• [Set exercise]:
Show each line from the listing that includes the word "styles".

--- BEGIN Supplied data ---

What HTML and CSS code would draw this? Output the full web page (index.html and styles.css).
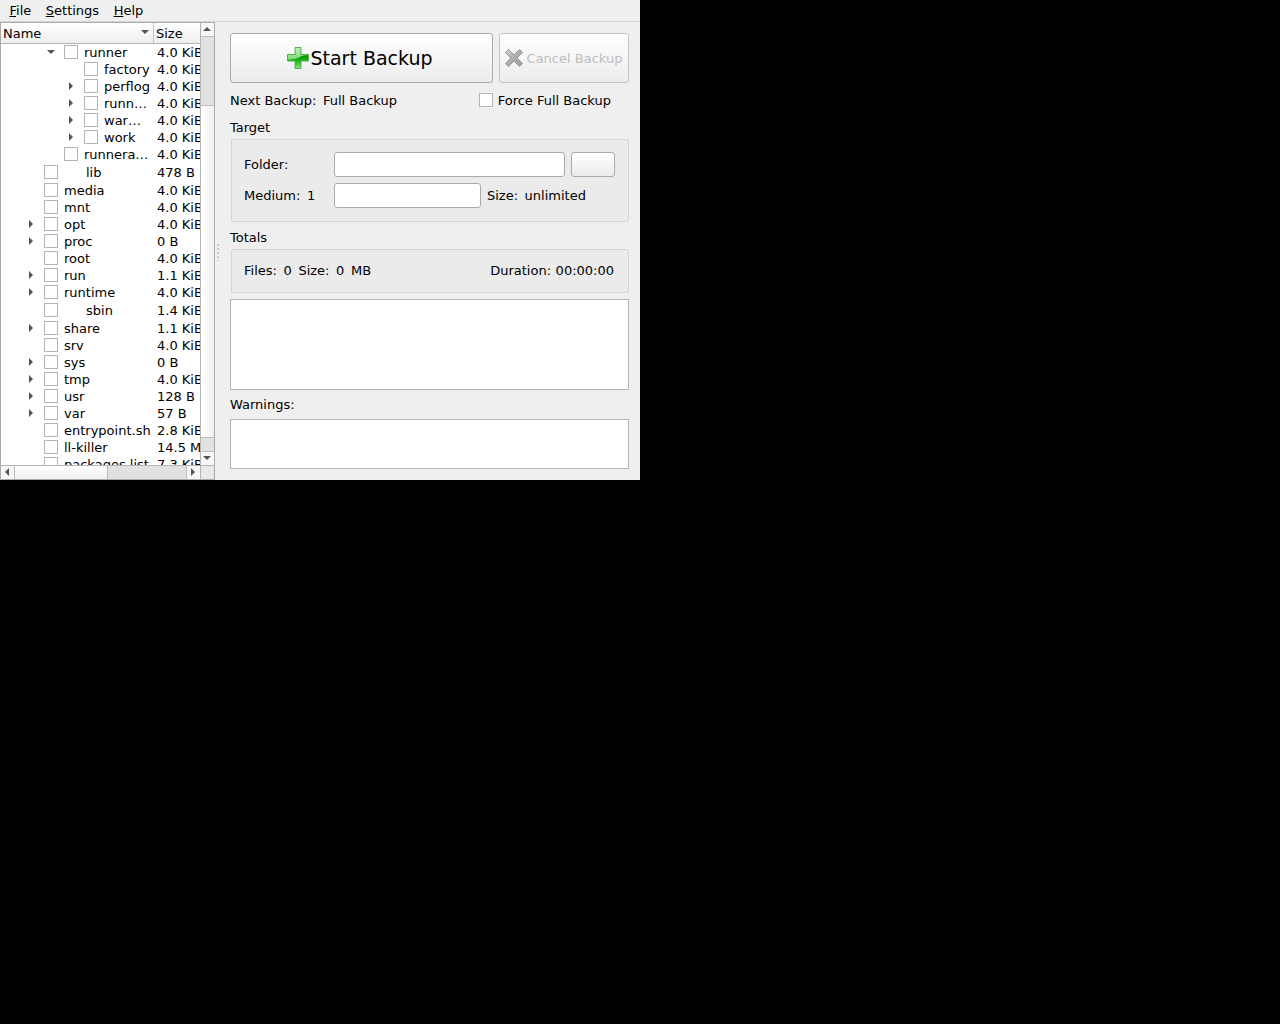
FILE: index.html
```html
<!DOCTYPE html>
<html lang="en">
<head>
<meta charset="utf-8">
<title>Backup</title>
<link rel="stylesheet" href="styles.css">
</head>
<body>
<div class="window">
  <nav class="menubar"><span><u>F</u>ile</span><span><u>S</u>ettings</span><span><u>H</u>elp</span></nav>
  <div class="main">
    <section class="tree">
      <div class="tree-body">
        <div class="list">
          <div class="head"><div class="h-name">Name<i class="tri down sort"></i></div><div class="h-size">Size</div></div>
          <div class="rows">
            <div class="row d2"><i class="tri down"></i><b class="check"></b><span class="name">runner</span><span class="size">4.0 KiB</span></div>
            <div class="row d3"><i class="tri none"></i><b class="check"></b><span class="name">factory</span><span class="size">4.0 KiB</span></div>
            <div class="row d3"><i class="tri right"></i><b class="check"></b><span class="name">perflog</span><span class="size">4.0 KiB</span></div>
            <div class="row d3"><i class="tri right"></i><b class="check"></b><span class="name">runn…</span><span class="size">4.0 KiB</span></div>
            <div class="row d3"><i class="tri right"></i><b class="check"></b><span class="name">war…</span><span class="size">4.0 KiB</span></div>
            <div class="row d3"><i class="tri right"></i><b class="check"></b><span class="name">work</span><span class="size">4.0 KiB</span></div>
            <div class="row d2"><i class="tri none"></i><b class="check"></b><span class="name">runnera…</span><span class="size">4.0 KiB</span></div>
            <div class="row d1 link"><i class="tri none"></i><b class="check"></b><span class="name">lib</span><span class="size">478 B</span></div>
            <div class="row d1"><i class="tri none"></i><b class="check"></b><span class="name">media</span><span class="size">4.0 KiB</span></div>
            <div class="row d1"><i class="tri none"></i><b class="check"></b><span class="name">mnt</span><span class="size">4.0 KiB</span></div>
            <div class="row d1"><i class="tri right"></i><b class="check"></b><span class="name">opt</span><span class="size">4.0 KiB</span></div>
            <div class="row d1"><i class="tri right"></i><b class="check"></b><span class="name">proc</span><span class="size">0 B</span></div>
            <div class="row d1"><i class="tri none"></i><b class="check"></b><span class="name">root</span><span class="size">4.0 KiB</span></div>
            <div class="row d1"><i class="tri right"></i><b class="check"></b><span class="name">run</span><span class="size">1.1 KiB</span></div>
            <div class="row d1"><i class="tri right"></i><b class="check"></b><span class="name">runtime</span><span class="size">4.0 KiB</span></div>
            <div class="row d1 link"><i class="tri none"></i><b class="check"></b><span class="name">sbin</span><span class="size">1.4 KiB</span></div>
            <div class="row d1"><i class="tri right"></i><b class="check"></b><span class="name">share</span><span class="size">1.1 KiB</span></div>
            <div class="row d1"><i class="tri none"></i><b class="check"></b><span class="name">srv</span><span class="size">4.0 KiB</span></div>
            <div class="row d1"><i class="tri right"></i><b class="check"></b><span class="name">sys</span><span class="size">0 B</span></div>
            <div class="row d1"><i class="tri right"></i><b class="check"></b><span class="name">tmp</span><span class="size">4.0 KiB</span></div>
            <div class="row d1"><i class="tri right"></i><b class="check"></b><span class="name">usr</span><span class="size">128 B</span></div>
            <div class="row d1"><i class="tri right"></i><b class="check"></b><span class="name">var</span><span class="size">57 B</span></div>
            <div class="row d1"><i class="tri none"></i><b class="check"></b><span class="name">entrypoint.sh</span><span class="size">2.8 KiB</span></div>
            <div class="row d1"><i class="tri none"></i><b class="check"></b><span class="name">ll-killer</span><span class="size">14.5 MiB</span></div>
            <div class="row d1"><i class="tri none"></i><b class="check"></b><span class="name">packages.list</span><span class="size">7.3 KiB</span></div>
          </div>
        </div>
        <div class="vbar">
          <div class="arrow"><i class="tri up"></i></div>
          <div class="groove before"></div>
          <div class="thumb"></div>
          <div class="groove after"></div>
          <div class="arrow"><i class="tri down"></i></div>
        </div>
      </div>
      <div class="hbar">
        <div class="arrow"><i class="tri left"></i></div>
        <div class="thumb"></div>
        <div class="groove"></div>
        <div class="arrow"><i class="tri right"></i></div>
        <div class="corner"></div>
      </div>
    </section>
    <div class="splitter"></div>
    <section class="panel">
      <div class="actions">
        <button class="btn start">
          <svg width="24" height="24" viewBox="0 0 24 24">
            <defs>
              <linearGradient id="pt" x1="0" y1="0" x2="0" y2="1"><stop offset="0" stop-color="#c4edc0"/><stop offset="1" stop-color="#7fd777"/></linearGradient>
              <linearGradient id="pb" x1="0" y1="0" x2="0" y2="1"><stop offset="0" stop-color="#5fbf58"/><stop offset=".42" stop-color="#0a9c05"/><stop offset=".65" stop-color="#22b818"/><stop offset="1" stop-color="#8fe086"/></linearGradient>
            </defs>
            <path d="M9 1.500h6v7h7.500v6.500h-7.500v7.500h-6v-7.500h-7.500v-6.500h7.500z" fill="url(#pb)" stroke="#58b052" stroke-linejoin="round"/>
            <path d="M9.500 2h5v7h7q-5 .2-7 1.500q-4 2.800-12.500 3v-4.500h7.500z" fill="url(#pt)"/>
          </svg><span>Start Backup</span>
        </button>
        <button class="btn cancel">
          <svg width="20" height="20" viewBox="0 0 20 20">
            <defs><linearGradient id="cx" x1="0" y1="0" x2="1" y2="1"><stop offset="0" stop-color="#d2d2d2"/><stop offset=".5" stop-color="#aeaeae"/><stop offset="1" stop-color="#a0a0a0"/></linearGradient></defs>
            <path d="M4.500 1.500L10 7l5.500-5.500 3 3L13 10l5.500 5.500-3 3L10 13l-5.500 5.500-3-3L7 10 1.500 4.500z" fill="url(#cx)" stroke="#929292" stroke-linejoin="round"/>
          </svg><span>Cancel Backup</span>
        </button>
      </div>
      <div class="next"><span>Next Backup:</span><span class="grow">Full Backup</span><b class="check"></b><span class="force">Force Full Backup</span></div>
      <div class="title">Target</div>
      <div class="group target">
        <div class="line"><span class="label">Folder:</span><div class="input folder"></div><div class="btn browse"></div></div>
        <div class="line"><span class="label">Medium:<span class="num">1</span></span><div class="input medium"></div><span class="lim">Size:</span><span>unlimited</span></div>
      </div>
      <div class="title totals-title">Totals</div>
      <div class="group totals"><span>Files:</span><span>0</span><span>Size:</span><span>0</span><span class="grow">MB</span><span class="dur">Duration:</span><span>00:00:00</span></div>
      <div class="box log"></div>
      <div class="title warn-title">Warnings:</div>
      <div class="box warn"></div>
    </section>
  </div>
</div>
</body>
</html>
```
FILE: styles.css
```css
* { box-sizing: border-box; }
body { margin: 0; background: #000; font: 13px/17px "DejaVu Sans", sans-serif; color: #000; }
.window { width: 640px; height: 480px; background: #efefef; display: flex; flex-direction: column; overflow: hidden; white-space: nowrap; }
.menubar { height: 22px; flex: none; display: flex; gap: 14.500px; padding: 2px 0 0 9.500px; border-bottom: 1px solid #d4d4d4; }
.menubar u { text-underline-offset: 1px; text-decoration-thickness: 1px; }
.main { flex: 1; display: flex; min-height: 0; }

.tree { width: 215px; flex: none; border: 1px solid #ababab; background: #fff; display: flex; flex-direction: column; }
.tree-body { flex: 1; display: flex; min-height: 0; }
.list { width: 199px; flex: none; display: flex; flex-direction: column; overflow: hidden; }
.head { height: 21px; flex: none; display: flex; line-height: 21px; background: linear-gradient(#fff, #eee); border-bottom: 1px solid #b4b4b4; }
.h-name { width: 153px; padding: 0 4px 0 2px; border-right: 1px solid #c6c6c6; display: flex; justify-content: space-between; }
.h-size { padding-left: 2px; }
.sort { margin-top: 7px; }
.rows { flex: 1; min-height: 0; overflow: hidden; }
.row { height: 17px; display: flex; }
.row.link { height: 19px; line-height: 19px; }
.d1 { padding-left: 25px; }
.d2 { padding-left: 45px; }
.d3 { padding-left: 65px; }
.row .tri { margin: 4px 0 0 1px; }
.row .tri.down { margin-top: 6px; }
.row .check { margin: 1px 6px 0 9px; }
.row .tri.right { margin-left: 3px; }
.row .tri.right + .check { margin-left: 11px; }
.row .tri.none { width: 8px; }
.link .check { margin-top: 2px; }
.link .name { padding-left: 22px; }
.name { flex: 1; }
.size { width: 43px; flex: none; }
.check { width: 14px; height: 14px; flex: none; background: #fff; border: 1px solid #b4b4b4; }

.tri { width: 0; height: 0; flex: none; border: 0 solid transparent; }
.tri.down { border-width: 4px 4px 0; border-top-color: #555; }
.tri.up { border-width: 0 4px 4px; border-bottom-color: #555; }
.tri.right { border-width: 4px 0 4px 4px; border-left-color: #555; }
.tri.left { border-width: 4px 4px 4px 0; border-right-color: #555; }

.vbar { width: 14px; border-left: 1px solid #b4b4b4; display: flex; flex-direction: column; }
.arrow { width: 13px; height: 13px; flex: none; display: flex; align-items: center; justify-content: center; background: #f7f7f7; padding: 0 1px 1px 0; }
.vbar .groove { background: #e1e1e1; border: solid #bcbcbc; border-width: 1px 0; }
.before { height: 70px; }
.after { height: 15px; }
.vbar .thumb { flex: 1; background: linear-gradient(90deg, #fff, #f0f0f0); }
.hbar { height: 14px; flex: none; display: flex; border-top: 1px solid #b4b4b4; }
.hbar .thumb { width: 93px; border-left: 1px solid #bcbcbc; background: linear-gradient(#fff, #f0f0f0); }
.hbar .groove { flex: 1; background: #e1e1e1; border: solid #bcbcbc; border-width: 0 1px; }
.corner { width: 14px; border-left: 1px solid #b4b4b4; background: #e9e9e9; }
.splitter { width: 2px; height: 17px; margin: 222px 0 0 2px; background: radial-gradient(circle at 1px 1px, #c8c8c8 0.7px, transparent 0.8px) 0 0 / 2px 4px; }

.panel { flex: 1; padding: 11px 11px 0; display: flex; flex-direction: column; }
.actions { height: 50px; display: flex; gap: 6px; }
.btn { border: 1px solid #ababab; border-radius: 3px; background: linear-gradient(#fff, #ececec); padding: 0; font: inherit; display: flex; align-items: center; justify-content: center; }
.start { width: 263px; font-size: 19px; color: #000; }
.start span { padding-right: 4px; }
.cancel { width: 130px; border-color: #c3c3c3; color: #bebebe; gap: 3px; padding-right: 2px; }
.next { height: 17px; margin-top: 9px; display: flex; gap: 6.500px; }
.next .check { margin-top: 1px; }
.next .force { margin: 0 18px 0 -1.500px; }
.grow { flex: 1; }
.title { height: 17px; margin-top: 10px; }
.group { margin: 3px 0 0 1px; border: 1px solid #d4d4d4; border-radius: 2px; background: #ebebeb; padding: 12px; }
.target { height: 83px; display: flex; flex-direction: column; gap: 6px; }
.line { display: flex; align-items: center; height: 25px; }
.label { width: 90px; }
.num { margin-left: 6.500px; }
.input { height: 25px; background: #fff; border: 1px solid #ababab; border-radius: 3px; }
.folder { width: 231px; margin-right: 6px; }
.browse { width: 44px; height: 25px; }
.medium { width: 147px; margin-right: 6px; }
.lim { margin-right: 6.500px; }
.totals-title { margin-top: 7px; }
.totals { height: 44px; display: flex; gap: 6.600px; padding-right: 14px; }
.totals .dur { margin-right: -2px; }
.box { background: #fff; border: 1px solid #b4b4b4; }
.log { height: 91px; margin-top: 6px; }
.warn-title { margin-top: 6px; }
.warn { height: 50px; margin-top: 6px; }
```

--- END Supplied data ---

• [Worked solution]:
What HTML and CSS code would draw this? Output the full web page (index.html and styles.css).
<link rel="stylesheet" href="styles.css">
FILE: styles.css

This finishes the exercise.